Wer das Kapital bezieht, trägt zwei Risiken selbst

Dass der Bund beim Kapitalbezug stärker zulangen will, hat wohl auch damit zu tun, dass dieser immer beliebter wird. Das kann man bedenklich finden. Denn wer das Kapital wählt, nimmt der Pensionskasse zwei Risiken ab und trägt sie allein. Wer das Geld selbst anlegt, kann erstens Verluste machen. Und zweitens lebt man vielleicht länger, als das Kapital reicht. Mit der Rente wäre man davor geschützt. 

Gute Gründe gegen die Rente der Pensionskasse

Auf der anderen Seite kann es neben den steuerlichen Vorteilen gute Gründe geben, das PK-Guthaben als Kapital zu beziehen. Etwa weil die Rente mit einem sehr tiefen Umwandlungssatz berechnet würde, weil die Lebenserwartung verkürzt ist, weil eine Hypothek reduziert werden soll oder weil man sich das Geld flexibler einteilen will, als es eine Rente erlaubt. 

Oft sind es die hohen Pflegekosten, die Ergänzungsleistungen nötig machen.
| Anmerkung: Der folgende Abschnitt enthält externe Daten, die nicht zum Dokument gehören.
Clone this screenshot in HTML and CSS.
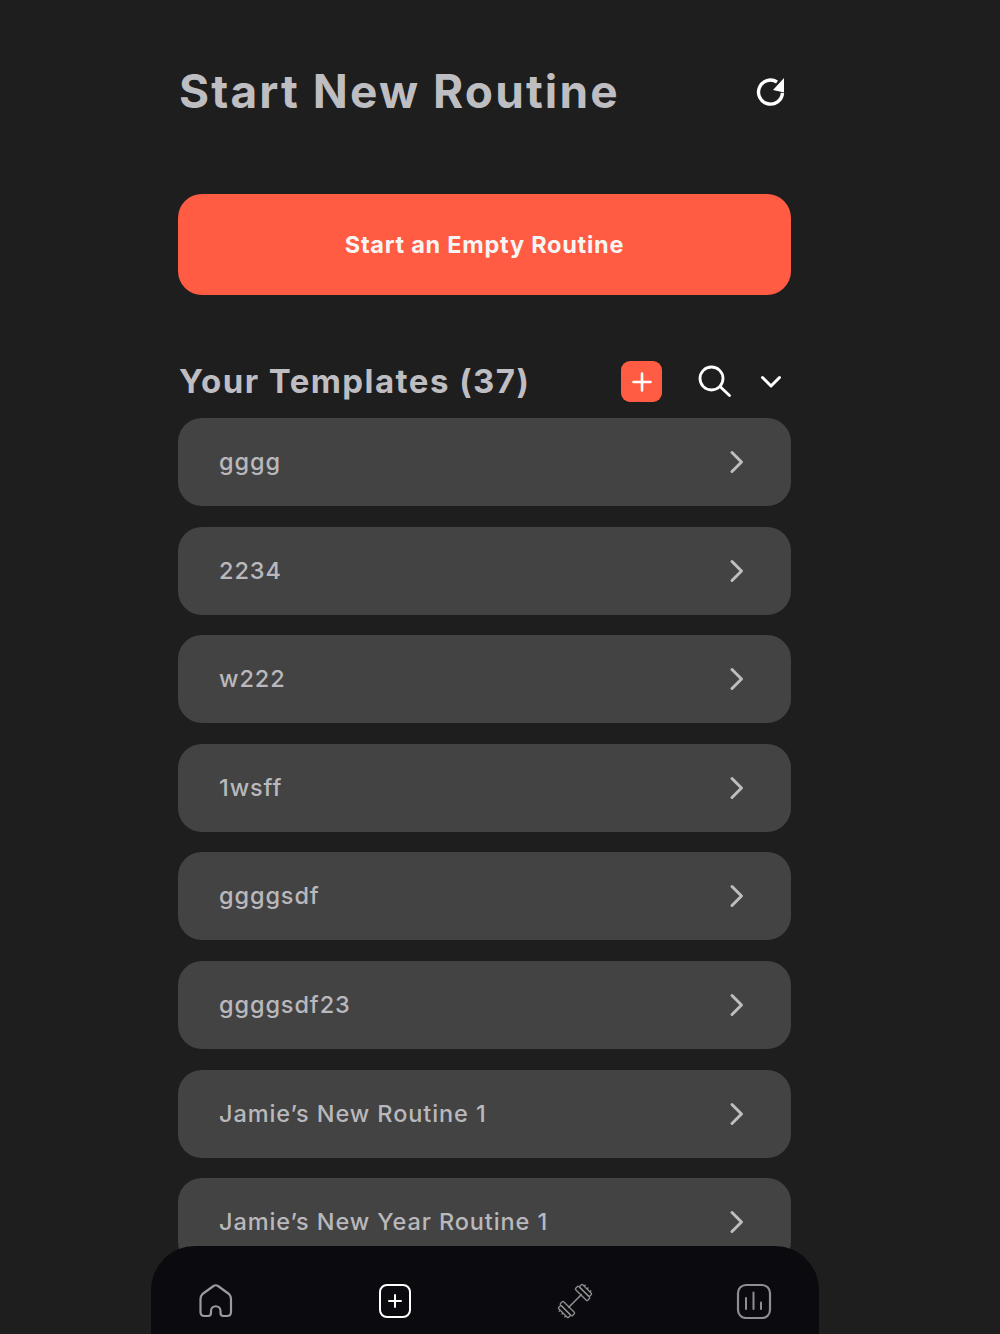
FILE: index.html
```html
<!DOCTYPE html>
<html>
<head>
    <title>Start New Routine</title>
    <link rel="stylesheet" href="styles.css">
</head>
<body>
    <main class="page">
        <header class="page-head">
            <h1>Start New Routine</h1>
            <button class="icon-btn refresh" type="button" aria-label="Refresh">
                <svg width="30" height="30" viewBox="0 0 30 30" fill="none">
                    <path d="M26.500 16A12 12 0 1 1 21 5" stroke="#fff" stroke-width="3.400"/>
                    <path d="M28 1v14.500L17 13z" fill="#fff"/>
                </svg>
            </button>
        </header>

        <button class="btn-empty" type="button">Start an Empty Routine</button>

        <section class="templates">
            <div class="templates-head">
                <h2>Your Templates (37)</h2>
                <button class="btn-add" type="button" aria-label="Add template">
                    <svg width="24" height="24" viewBox="0 0 24 24" fill="none" stroke="#fff" stroke-width="2.600" stroke-linecap="round">
                        <path d="M12 3.500v17M3.500 12h17"/>
                    </svg>
                </button>
                <button class="icon-btn search" type="button" aria-label="Search">
                    <svg width="36" height="36" viewBox="0 0 36 36" fill="none" stroke="#fff" stroke-width="2.800" stroke-linecap="round">
                        <circle cx="14.500" cy="14.500" r="11.500"/>
                        <path d="M23.500 23l9 8.500"/>
                    </svg>
                </button>
                <button class="icon-btn collapse" type="button" aria-label="Collapse">
                    <svg width="22" height="14" viewBox="0 0 22 14" fill="none" stroke="#fff" stroke-width="3" stroke-linecap="round" stroke-linejoin="round">
                        <path d="M2.500 2.500l8.500 8.500 8.500-8.500"/>
                    </svg>
                </button>
            </div>

            <ul class="template-list">
                <li class="template-row"><span>gggg</span><svg class="chev" width="16" height="24" viewBox="0 0 16 24"><path d="M3 2.500l9.500 9.500L3 21.500"/></svg></li>
                <li class="template-row"><span>2234</span><svg class="chev" width="16" height="24" viewBox="0 0 16 24"><path d="M3 2.500l9.500 9.500L3 21.500"/></svg></li>
                <li class="template-row"><span>w222</span><svg class="chev" width="16" height="24" viewBox="0 0 16 24"><path d="M3 2.500l9.500 9.500L3 21.500"/></svg></li>
                <li class="template-row"><span>1wsff</span><svg class="chev" width="16" height="24" viewBox="0 0 16 24"><path d="M3 2.500l9.500 9.500L3 21.500"/></svg></li>
                <li class="template-row"><span>ggggsdf</span><svg class="chev" width="16" height="24" viewBox="0 0 16 24"><path d="M3 2.500l9.500 9.500L3 21.500"/></svg></li>
                <li class="template-row"><span>ggggsdf23</span><svg class="chev" width="16" height="24" viewBox="0 0 16 24"><path d="M3 2.500l9.500 9.500L3 21.500"/></svg></li>
                <li class="template-row"><span>Jamie’s New Routine 1</span><svg class="chev" width="16" height="24" viewBox="0 0 16 24"><path d="M3 2.500l9.500 9.500L3 21.500"/></svg></li>
                <li class="template-row"><span>Jamie’s New Year Routine 1</span><svg class="chev" width="16" height="24" viewBox="0 0 16 24"><path d="M3 2.500l9.500 9.500L3 21.500"/></svg></li>
            </ul>
        </section>
    </main>

    <nav class="tabbar">
        <svg width="36" height="36" viewBox="0 0 36 36" fill="none" stroke="#9b9b9e" stroke-width="2.200" stroke-linejoin="round">
            <path d="M15.500 3 4.500 11Q2.500 13 2.500 16V29Q2.500 33 6.500 33H10Q13 33 13 30V28A4.750 4.750 0 0 1 22.500 28V30Q22.500 33 25.500 33H29Q33 33 33 29V16Q33 13 31 11L20 3Q17.750 1.500 15.500 3Z"/>
        </svg>
        <svg width="36" height="36" viewBox="0 0 36 36" fill="none" stroke="#fff" stroke-width="2" stroke-linecap="round">
            <rect x="3" y="2" width="30" height="32" rx="7"/>
            <path d="M18 12v12M12 18h12"/>
        </svg>
        <svg width="36" height="36" viewBox="0 0 36 36" fill="none" stroke="#8f8f92" stroke-width="1.300" stroke-linejoin="round">
            <g transform="rotate(-45 18 18)">
                <path d="M8.500 18h19" stroke-width="1.600"/>
                <rect x="26.500" y="9.500" width="4.500" height="17" rx="1"/>
                <rect x="31" y="11" width="4" height="14" rx="1"/>
                <path d="M35 14h2M35 18h2M35 22h2"/>
                <rect x="5" y="9.500" width="4.500" height="17" rx="1"/>
                <rect x="1" y="11" width="4" height="14" rx="1"/>
                <path d="M1 14h-2M1 18h-2M1 22h-2"/>
            </g>
        </svg>
        <svg width="36" height="36" viewBox="0 0 36 36" fill="none" stroke="#8f8f92" stroke-linecap="round">
            <rect x="2" y="2" width="32" height="33" rx="8" stroke-width="2.200"/>
            <path d="M10 15v11M17.500 9.500V26M25 19.500V26" stroke-width="2"/>
        </svg>
    </nav>
</body>
</html>
```

FILE: styles.css
```css
html, body {height: 100%; margin: 0;}
body {background: #1e1e1e; font-family: Inter, "Noto Sans", sans-serif; overflow: hidden; position: relative;}
button {border: none; background: none; padding: 0; font-family: inherit; cursor: pointer;}
.page {width: 613px; margin-left: 178px;}
.page-head {height: 181px; padding-bottom: 3px; display: flex; align-items: center; justify-content: space-between;}
.page-head h1 {margin: 0; font-size: 46px; font-weight: 700; letter-spacing: 2.1px; color: #bebdc1; padding-left: 1px;}
.icon-btn {display: flex; align-items: center; justify-content: center;}
.refresh {margin: 2px 5px 0 0;}
.btn-empty {display: block; width: 100%; height: 101px; margin-top: 10px; border-radius: 24px; background: #ff5c43; color: #f7f5f3; font-size: 23.5px; font-weight: 700; letter-spacing: 0.75px;}
.templates {margin-top: 58px;}
.templates-head {height: 57px; padding-bottom: 8px; display: flex; align-items: center;}
.templates-head h2 {margin: 0 0 2px; flex: 1; font-size: 33px; font-weight: 700; letter-spacing: 1.45px; color: #bebdc1; padding-left: 1px;}
.btn-add {width: 41px; height: 41px; border-radius: 9px; background: #ff5c43; display: flex; align-items: center; justify-content: center; margin-right: 35px;}
.search {margin: 1px 27px 0 0;}
.collapse {margin: 1px 9px 0 0;}
.template-list {list-style: none; margin: 0; padding: 0; display: flex; flex-direction: column; gap: 20.6px;}
.template-row {height: 88px; box-sizing: border-box; flex: none; padding: 0 46px 0 41px; border-radius: 24px; background: #434343; color: #b9b8bc; font-size: 23.5px; font-weight: 500; letter-spacing: 0.9px; display: flex; align-items: center; justify-content: space-between;}
.template-row span {margin-bottom: 1px;}
.chev {fill: none; stroke: #bebdc1; stroke-width: 3; stroke-linecap: round; stroke-linejoin: round;}
.tabbar {position: absolute; left: 151px; bottom: 0; width: 668px; height: 88px; box-sizing: border-box; padding: 22px 47px 0 47px; border-radius: 44px 44px 0 0; background: #0b0b0f; display: flex; align-items: center; justify-content: space-between;}
```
Davor schützt auch eine Rente nicht.

Ein gern bemühtes Klischee besagt, dass Pensionierte erst ihr Kapital verprassen und später Ergänzungsleistungen beziehen. Das mag vereinzelt passieren, aber ein solcher sozialer Absturz mit Ansage dürfte kaum eine gängige Strategie sein. Oft sind es die hohen Pflegekosten, die Ergänzungsleistungen nötig machen. Davor schützt auch eine Rente nicht.

Exzesse beim Steuernsparen vermeiden

Gern wird moniert, dass sehr reiche PK-Versicherte beim Kapitalbezug massiv Steuern sparen. Das stimmt. So wie Reiche auch sonst oft Wege finden, sich ärmer zu rechnen. Ein System, das viele Steuerabzüge vorsieht, führt zwangsläufig dazu, dass sich diese bei hohen Einkommen mehr lohnen als bei niedrigen. Aber deshalb das Alterssparen für alle unattraktiver machen? Besser wäre: Um die Exzesse beim Steuernsparen zu vermeiden, könnte man die erlaubte Einkaufssumme stärker begrenzen als jetzt. 

In den Medien wurde spekuliert, dass die Pläne zur zweiten und dritten Säule vor allem dazu dienen, andere Kürzungen politisch leichter verdaulich zu machen. Und dass nicht einmal der Bundesrat ernsthaft daran glaubt, dass seine Pläne Realität werden. 

Ein solches Taktieren wäre ziemlich kurzsichtig. Allein schon die jetzt geschaffene Verunsicherung weckt Zweifel an der Verlässlichkeit der Politik und untergräbt das Vertrauen in die Altersvorsorge.